> [Exercise requirements]: Return the records that follow, matching each one exactly.

[Raw records]

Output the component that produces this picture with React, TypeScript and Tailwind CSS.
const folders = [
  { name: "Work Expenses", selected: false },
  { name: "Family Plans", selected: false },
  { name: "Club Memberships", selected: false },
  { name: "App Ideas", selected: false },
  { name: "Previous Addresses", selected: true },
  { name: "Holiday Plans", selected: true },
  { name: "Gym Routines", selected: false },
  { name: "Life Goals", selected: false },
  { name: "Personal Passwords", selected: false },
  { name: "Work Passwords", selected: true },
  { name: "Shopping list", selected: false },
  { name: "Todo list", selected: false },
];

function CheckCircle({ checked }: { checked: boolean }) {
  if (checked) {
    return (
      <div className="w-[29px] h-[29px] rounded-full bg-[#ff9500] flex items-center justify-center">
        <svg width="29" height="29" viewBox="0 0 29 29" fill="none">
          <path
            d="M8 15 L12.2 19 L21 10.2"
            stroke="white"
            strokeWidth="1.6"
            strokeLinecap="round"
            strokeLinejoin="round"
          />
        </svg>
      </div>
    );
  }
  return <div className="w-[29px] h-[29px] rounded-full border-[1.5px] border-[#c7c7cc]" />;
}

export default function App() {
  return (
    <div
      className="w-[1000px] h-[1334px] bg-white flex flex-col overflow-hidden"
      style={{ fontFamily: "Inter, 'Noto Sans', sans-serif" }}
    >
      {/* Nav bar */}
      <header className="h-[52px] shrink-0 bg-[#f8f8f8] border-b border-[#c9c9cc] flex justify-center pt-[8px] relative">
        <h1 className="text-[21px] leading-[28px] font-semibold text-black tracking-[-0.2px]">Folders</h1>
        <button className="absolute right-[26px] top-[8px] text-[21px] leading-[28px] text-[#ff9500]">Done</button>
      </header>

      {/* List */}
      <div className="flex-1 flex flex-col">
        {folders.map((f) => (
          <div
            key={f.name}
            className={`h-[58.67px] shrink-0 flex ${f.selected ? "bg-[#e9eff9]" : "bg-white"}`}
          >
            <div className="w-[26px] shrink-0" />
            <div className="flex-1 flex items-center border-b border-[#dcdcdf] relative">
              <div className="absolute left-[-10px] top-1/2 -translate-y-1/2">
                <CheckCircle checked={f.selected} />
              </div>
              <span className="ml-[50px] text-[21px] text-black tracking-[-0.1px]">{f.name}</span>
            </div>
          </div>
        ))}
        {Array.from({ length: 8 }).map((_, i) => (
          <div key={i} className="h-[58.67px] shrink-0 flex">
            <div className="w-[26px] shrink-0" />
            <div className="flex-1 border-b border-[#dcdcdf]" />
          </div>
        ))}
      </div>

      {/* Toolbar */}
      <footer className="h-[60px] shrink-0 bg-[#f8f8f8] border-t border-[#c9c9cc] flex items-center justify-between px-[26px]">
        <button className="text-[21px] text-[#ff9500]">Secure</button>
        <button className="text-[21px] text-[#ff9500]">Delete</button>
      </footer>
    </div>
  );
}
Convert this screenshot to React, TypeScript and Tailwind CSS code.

> [Solved problem]:
Output the component that produces this picture with React, TypeScript and Tailwind CSS.
const folders = [
  { name: "Work Expenses", selected: false },
  { name: "Family Plans", selected: false },
  { name: "Club Memberships", selected: false },
  { name: "App Ideas", selected: false },
  { name: "Previous Addresses", selected: true },
  { name: "Holiday Plans", selected: true },
  { name: "Gym Routines", selected: false },
  { name: "Life Goals", selected: false },
  { name: "Personal Passwords", selected: false },
  { name: "Work Passwords", selected: true },
  { name: "Shopping list", selected: false },
  { name: "Todo list", selected: false },
];

function CheckCircle({ checked }: { checked: boolean }) {
  if (checked) {
    return (
      <div className="w-[29px] h-[29px] rounded-full bg-[#ff9500] flex items-center justify-center">
        <svg width="29" height="29" viewBox="0 0 29 29" fill="none">
          <path
            d="M8 15 L12.2 19 L21 10.2"
            stroke="white"
            strokeWidth="1.6"
            strokeLinecap="round"
            strokeLinejoin="round"
          />
        </svg>
      </div>
    );
  }
  return <div className="w-[29px] h-[29px] rounded-full border-[1.5px] border-[#c7c7cc]" />;
}

export default function App() {
  return (
    <div
      className="w-[1000px] h-[1334px] bg-white flex flex-col overflow-hidden"
      style={{ fontFamily: "Inter, 'Noto Sans', sans-serif" }}
    >
      {/* Nav bar */}
      <header className="h-[52px] shrink-0 bg-[#f8f8f8] border-b border-[#c9c9cc] flex justify-center pt-[8px] relative">
        <h1 className="text-[21px] leading-[28px] font-semibold text-black tracking-[-0.2px]">Folders</h1>
        <button className="absolute right-[26px] top-[8px] text-[21px] leading-[28px] text-[#ff9500]">Done</button>
      </header>

      {/* List */}
      <div className="flex-1 flex flex-col">
        {folders.map((f) => (
          <div
            key={f.name}
            className={`h-[58.67px] shrink-0 flex ${f.selected ? "bg-[#e9eff9]" : "bg-white"}`}
          >
            <div className="w-[26px] shrink-0" />
            <div className="flex-1 flex items-center border-b border-[#dcdcdf] relative">
              <div className="absolute left-[-10px] top-1/2 -translate-y-1/2">
                <CheckCircle checked={f.selected} />
              </div>
              <span className="ml-[50px] text-[21px] text-black tracking-[-0.1px]">{f.name}</span>
            </div>
          </div>
        ))}
        {Array.from({ length: 8 }).map((_, i) => (
          <div key={i} className="h-[58.67px] shrink-0 flex">
            <div className="w-[26px] shrink-0" />
            <div className="flex-1 border-b border-[#dcdcdf]" />
          </div>
        ))}
      </div>

      {/* Toolbar */}
      <footer className="h-[60px] shrink-0 bg-[#f8f8f8] border-t border-[#c9c9cc] flex items-center justify-between px-[26px]">
        <button className="text-[21px] text-[#ff9500]">Secure</button>
        <button className="text-[21px] text-[#ff9500]">Delete</button>
      </footer>
    </div>
  );
}
Convert this screenshot to React, TypeScript and Tailwind CSS code.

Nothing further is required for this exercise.